Wednesday, March 14, 2001

Tristate A.M. Report




Recruit's parents want $1.5 million

        The parents of an Air Force recruit from St. Bernard who died during training want $1.5 million from the government because of what they see as the military's reluctance to discipline its own.

        Micah Schindler, 18, died Sept. 12, 1999, two days after collapsing at the end of a 5.6-mile march at Lackland Air Force Base in Texas. The march capped a 36-hour field training exercise known as Warrior Week that exposes fledgling airmen to the field.

Schindler
Schindler
        The Ohio Air National Guard recruit died of heat stroke, and water intoxication played a role in the death, according to an Air Force autopsy.

        Two officers and three enlistees were reprimanded in his death.

        Julie and Michael Schindler think someone should have gone to jail. They asked U.S. Rep. Steve Chabot, R-Ohio, to seek $1.5 million from the government.

        Mr. Chabot told the San Antonio Express-News in Tuesday's editions that he doubts the Air Force has told all it knows about the events leading to Mr. Schindler's collapse.
       

Events aim to aid injured firefighter

        Area firefighters are organizing a blood drive and a fish fry to help a wounded comrade:

        • The Anderson Professional Firefighters Local 3111 has organized a blood drive from 9 a.m. to 3 p.m. March 24 at Anderson Senior Center, 7970 Beechmont Ave.

        Organizer Bill Storm said that while the blood will not go directly to injured Firefighter William Ellison, the event will show support and appreciation for the Hoxworth Blood Center, which helped in his care.

        The firefighter, who suffered burns over more than 50 percent of his body, has had several surgeries since the accident at a Miami Township fire last week. Mr. Ellison was fighting a house fire on Jordan Road when he fell about 10 feet through the first floor to the basement.

        To donate blood, contact Mr. Storm at (513) 474-9761 or call 474-5562 to set up and appointment.

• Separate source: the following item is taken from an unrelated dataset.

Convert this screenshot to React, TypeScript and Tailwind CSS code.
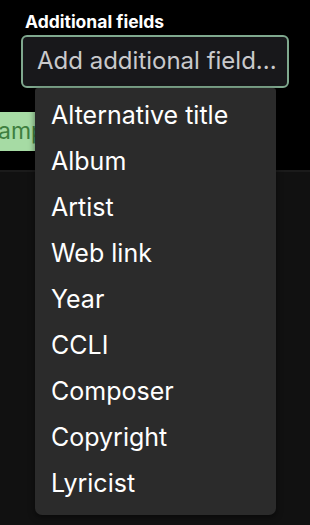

        • The Newtown Firefighters Association will host the Firefighter Bill Ellison Benefit Fish Fry from 11 a.m. to 8 p.m. Friday at the Newtown Fire House, 3537 Church St.


[photo] COURTHOUSE EVACUATED: A Cincinnati firefighter walks through a crowd after the Hamilton County Courthouse was evacuated for a fire Tuesday morning. A hot hydraulic line caught insulation on fire in an elevator shaft. Hearings and trials were delayed.
(Glenn Hartong photo)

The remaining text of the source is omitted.